The insurers driving off with your cash

Drivers who need to change or cancel their motor insurance are being hit by unnecessary charges.

Customers who need to change their details, for instance – such as to their married name, or to a new address or new job – could be stung by charges of up to £26 for each change. And anyone who needs to cancel a policy could be forced to fork out up to £76.

The comparison site Confused.com has calculated that the average motor insurer charges £17.64 for each change to a policy, and £40 if a customer chooses to cancel.

Tesco has been named and shamed as charging the most – £76.92 – for cancelling a policy, while the Halifax, Esure and Sheilas' Wheels have the most excessive mid-term charge. They sting customers for £26 for each change they make to a policy.

To put the excessive fees into context, policyholders with M&S, Swiftcover and Virgin Money are charged nothing if they cancel their policy. Cornhill Direct, Ecar and Zurich make no charge for mid-term changes to a policy.

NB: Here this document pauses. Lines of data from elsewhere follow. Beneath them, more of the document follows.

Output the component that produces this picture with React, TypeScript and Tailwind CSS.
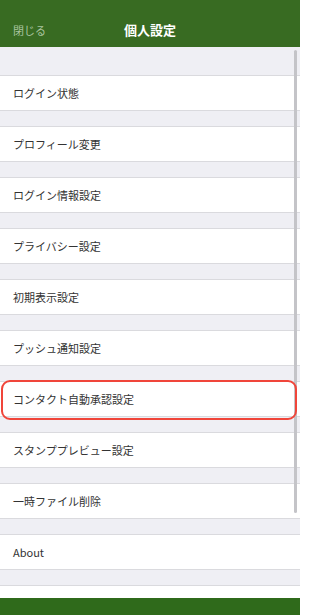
import React from "react";

const items = [
  "ログイン状態",
  "プロフィール変更",
  "ログイン情報設定",
  "プライバシー設定",
  "初期表示設定",
  "プッシュ通知設定",
  "コンタクト自動承認設定",
  "スタンププレビュー設定",
  "一時ファイル削除",
  "About",
];

export default function App() {
  return (
    <div
      className="relative w-[300px] h-[615px] flex flex-col bg-[#efeff4] overflow-hidden"
      style={{ fontFamily: '"Noto Sans CJK JP", "Noto Sans", sans-serif' }}
    >
      <header className="h-[47px] shrink-0 bg-[#386b22] relative flex items-center justify-center pt-[13px]">
        <span className="absolute left-[13px] top-[22px] text-[11px] leading-[16px] text-[#a9c49f]">閉じる</span>
        <span className="text-[13px] font-bold text-white leading-[18px]">個人設定</span>
      </header>
      <div className="flex-1 flex flex-col">
        <div className="h-[28px] shrink-0" />
        {items.map((t) => (
          <div key={t} className="shrink-0">
            <div className="h-[36px] bg-white border-y border-[#dadade] flex items-center px-[13px] text-[11px] text-[#333333]">
              {t}
            </div>
            <div className="h-[15px]" />
          </div>
        ))}
        <div className="flex-1 bg-white border-t border-[#dadade]" />
      </div>
      <footer className="h-[17px] shrink-0 bg-[#2f6a1b]" />
      <div className="absolute right-[3px] top-[50px] w-[3px] h-[463px] rounded-full bg-[#c4c4c8]" />
      <div className="absolute left-[1px] top-[380px] w-[296px] h-[40px] border-2 border-[#f0453a] rounded-[9px]" />
    </div>
  );
}
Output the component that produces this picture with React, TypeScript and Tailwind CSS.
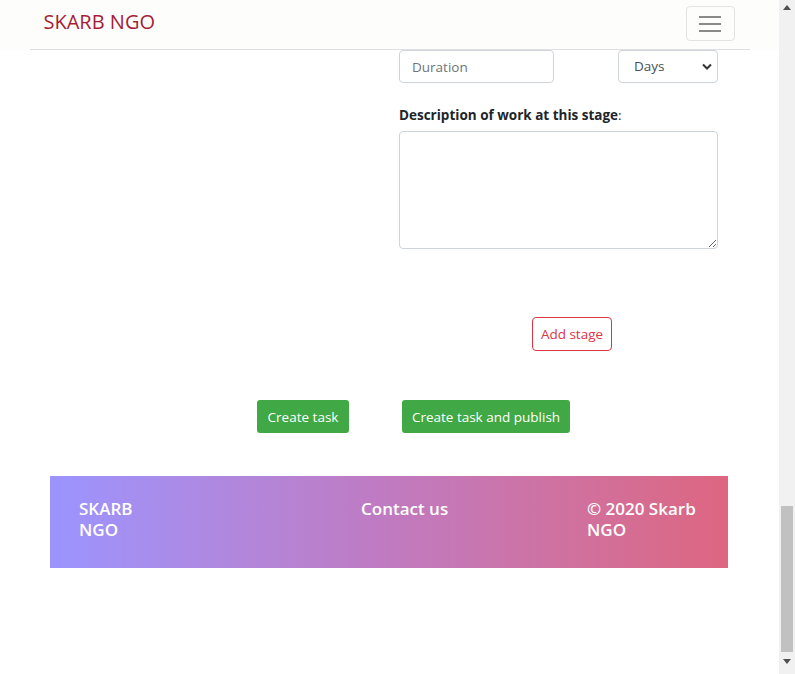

Making changes to a policy can involve an insurer doing a small amount of administration, so making a charge for that is fair enough. That's all the more reason to applaud the firms that do the work for nothing.

Some, like LV=, Saga and Swiftcover make a reasonable charge of just £10, which easily covers their costs.

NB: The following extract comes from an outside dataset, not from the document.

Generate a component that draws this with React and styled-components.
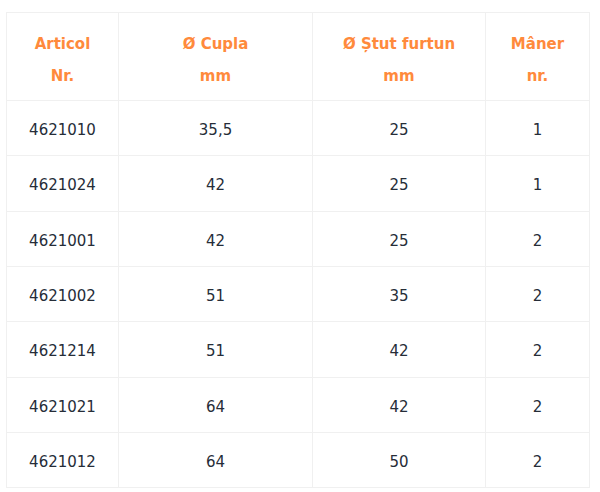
import React from 'react';
import styled, { createGlobalStyle } from 'styled-components';

const GlobalStyle = createGlobalStyle`
  body {
    margin: 0;
    background: #ffffff;
    font-family: 'DejaVu Sans', 'Liberation Sans', sans-serif;
  }
`;

const Wrapper = styled.div`
  padding: 12px 0 0 6px;
`;

const Table = styled.table`
  border-collapse: collapse;
  table-layout: fixed;
  font-size: 15px;
`;

const HeadCell = styled.th`
  width: ${({ $w }) => $w}px;
  height: 81px;
  padding: 6px 0 0;
  border: 1px solid #f0f0f0;
  color: #ff8a3c;
  font-weight: bold;
  line-height: 32px;
  text-align: center;
  vertical-align: middle;
`;

const Cell = styled.td`
  height: 50.33px;
  padding: 4px 0 0;
  border: 1px solid #f0f0f0;
  color: #262d38;
  text-align: center;
  vertical-align: middle;
`;

const columns = [
  { w: 111, top: 'Articol', bottom: 'Nr.' },
  { w: 193, top: 'Ø Cupla', bottom: 'mm' },
  { w: 172, top: 'Ø Ștut furtun', bottom: 'mm' },
  { w: 103, top: 'Mâner', bottom: 'nr.' }
];

const rows = [
  ['4621010', '35,5', '25', '1'],
  ['4621024', '42', '25', '1'],
  ['4621001', '42', '25', '2'],
  ['4621002', '51', '35', '2'],
  ['4621214', '51', '42', '2'],
  ['4621021', '64', '42', '2'],
  ['4621012', '64', '50', '2']
];

const App = () => (
  <>
    <GlobalStyle />
    <Wrapper>
      <Table>
        <thead>
          <tr>
            {columns.map((c) => (
              <HeadCell key={c.top} $w={c.w}>
                {c.top}
                <br />
                {c.bottom}
              </HeadCell>
            ))}
          </tr>
        </thead>
        <tbody>
          {rows.map((r) => (
            <tr key={r[0]}>
              {r.map((v, i) => (
                <Cell key={i}>{v}</Cell>
              ))}
            </tr>
          ))}
        </tbody>
      </Table>
    </Wrapper>
  </>
);

export default App;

But others are equally guilty as Halifax, Esure and Sheilas' Wheels of overcharging for the administrative work.

The AA, Budget, Co-op, Hastings Direct, HSBC, Ibuyeco, M&S and More Than all charge £25.

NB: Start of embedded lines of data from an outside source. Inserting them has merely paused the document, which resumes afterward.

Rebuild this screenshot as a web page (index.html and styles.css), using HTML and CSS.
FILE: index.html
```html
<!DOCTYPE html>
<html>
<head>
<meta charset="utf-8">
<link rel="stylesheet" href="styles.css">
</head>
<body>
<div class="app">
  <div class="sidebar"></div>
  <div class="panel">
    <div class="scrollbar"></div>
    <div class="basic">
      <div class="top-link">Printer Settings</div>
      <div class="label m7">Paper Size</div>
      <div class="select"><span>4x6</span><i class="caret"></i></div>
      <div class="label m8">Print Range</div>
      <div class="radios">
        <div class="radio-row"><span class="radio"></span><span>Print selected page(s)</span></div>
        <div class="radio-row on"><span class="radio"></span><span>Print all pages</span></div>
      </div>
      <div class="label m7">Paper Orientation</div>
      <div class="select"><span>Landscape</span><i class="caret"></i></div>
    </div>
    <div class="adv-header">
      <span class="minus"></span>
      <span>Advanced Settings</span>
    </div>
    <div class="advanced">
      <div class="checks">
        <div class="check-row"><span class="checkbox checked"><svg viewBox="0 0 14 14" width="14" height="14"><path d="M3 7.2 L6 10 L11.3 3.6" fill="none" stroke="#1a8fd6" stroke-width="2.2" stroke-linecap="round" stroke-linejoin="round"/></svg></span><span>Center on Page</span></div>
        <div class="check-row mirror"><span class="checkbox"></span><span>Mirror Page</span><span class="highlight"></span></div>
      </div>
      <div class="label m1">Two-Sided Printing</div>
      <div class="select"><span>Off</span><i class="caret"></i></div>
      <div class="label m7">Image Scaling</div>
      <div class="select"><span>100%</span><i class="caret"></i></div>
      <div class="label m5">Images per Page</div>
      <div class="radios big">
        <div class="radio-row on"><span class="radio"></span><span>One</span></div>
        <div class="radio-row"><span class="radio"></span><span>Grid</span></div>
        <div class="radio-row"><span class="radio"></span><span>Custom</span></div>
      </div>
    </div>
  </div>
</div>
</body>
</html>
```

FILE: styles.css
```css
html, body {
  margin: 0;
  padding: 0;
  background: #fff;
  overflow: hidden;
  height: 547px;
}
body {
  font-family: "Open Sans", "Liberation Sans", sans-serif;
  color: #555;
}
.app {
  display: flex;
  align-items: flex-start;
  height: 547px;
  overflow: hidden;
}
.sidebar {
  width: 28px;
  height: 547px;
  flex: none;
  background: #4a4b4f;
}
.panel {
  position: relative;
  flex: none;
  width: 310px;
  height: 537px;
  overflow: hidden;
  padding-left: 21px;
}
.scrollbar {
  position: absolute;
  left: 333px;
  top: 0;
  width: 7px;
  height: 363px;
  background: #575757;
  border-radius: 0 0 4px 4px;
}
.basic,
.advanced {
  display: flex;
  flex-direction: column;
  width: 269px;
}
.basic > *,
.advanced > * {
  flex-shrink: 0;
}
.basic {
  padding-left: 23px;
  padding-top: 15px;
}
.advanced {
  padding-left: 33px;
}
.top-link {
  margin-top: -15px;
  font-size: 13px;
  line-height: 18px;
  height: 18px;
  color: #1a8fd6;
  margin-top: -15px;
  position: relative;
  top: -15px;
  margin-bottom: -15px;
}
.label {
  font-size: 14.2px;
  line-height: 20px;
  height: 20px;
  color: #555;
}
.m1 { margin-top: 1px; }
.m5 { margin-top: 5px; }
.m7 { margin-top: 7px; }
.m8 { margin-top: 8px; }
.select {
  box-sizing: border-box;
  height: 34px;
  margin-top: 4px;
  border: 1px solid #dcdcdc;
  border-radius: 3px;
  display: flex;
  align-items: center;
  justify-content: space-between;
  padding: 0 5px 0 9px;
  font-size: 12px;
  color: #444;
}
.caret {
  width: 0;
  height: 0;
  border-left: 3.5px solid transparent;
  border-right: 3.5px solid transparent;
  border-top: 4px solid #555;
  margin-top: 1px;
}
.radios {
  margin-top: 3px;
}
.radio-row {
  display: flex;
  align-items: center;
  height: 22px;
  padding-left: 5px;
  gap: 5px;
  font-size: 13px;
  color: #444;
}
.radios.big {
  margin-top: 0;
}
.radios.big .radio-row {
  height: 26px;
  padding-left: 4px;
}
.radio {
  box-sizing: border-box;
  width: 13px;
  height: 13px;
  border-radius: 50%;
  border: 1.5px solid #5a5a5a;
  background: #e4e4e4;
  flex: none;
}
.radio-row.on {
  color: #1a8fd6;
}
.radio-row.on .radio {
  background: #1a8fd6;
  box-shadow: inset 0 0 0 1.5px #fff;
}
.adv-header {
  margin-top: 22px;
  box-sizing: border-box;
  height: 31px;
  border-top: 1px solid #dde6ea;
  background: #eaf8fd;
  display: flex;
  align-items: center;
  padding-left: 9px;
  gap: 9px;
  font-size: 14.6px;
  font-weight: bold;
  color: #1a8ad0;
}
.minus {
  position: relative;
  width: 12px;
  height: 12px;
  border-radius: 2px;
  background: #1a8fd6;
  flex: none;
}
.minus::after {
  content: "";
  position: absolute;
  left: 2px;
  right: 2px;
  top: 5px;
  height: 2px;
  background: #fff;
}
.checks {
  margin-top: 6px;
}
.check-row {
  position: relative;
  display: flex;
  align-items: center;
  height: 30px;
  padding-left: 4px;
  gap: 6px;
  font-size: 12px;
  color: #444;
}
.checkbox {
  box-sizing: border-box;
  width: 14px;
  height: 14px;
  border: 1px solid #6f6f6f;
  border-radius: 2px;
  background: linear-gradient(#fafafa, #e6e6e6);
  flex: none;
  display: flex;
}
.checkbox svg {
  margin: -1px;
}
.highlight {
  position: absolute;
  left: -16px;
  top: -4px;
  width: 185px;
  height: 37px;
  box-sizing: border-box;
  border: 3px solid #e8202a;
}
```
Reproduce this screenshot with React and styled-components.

When it comes to cancellation, Egg, Lloyds TSB and Prudential all charge £66.92 while HSBC (£15) and AIG (£20) manage to get by on much smaller fees.

Is this just blatant profiteering at the cost of the consumer? "Some of the fees don't seem in proportion for the amount of work required to update policy information, and they need to be justified," says Will Thomas, head of motor insurance at Confused.com.

He points out that consumers have no protection from unreasonable mid-term and cancellation charges, so those who may need to make changes during the life of a policy need to be aware of these charges from the offset.

"New technology has allowed most insurers to operate a more streamlined system, but the administration costs have not fallen to reflect this," says Thomas. "Until the industry introduces consistency and makes these costs transparent, the only protection for consumers is to use common sense and check the terms and conditions before committing to the policy."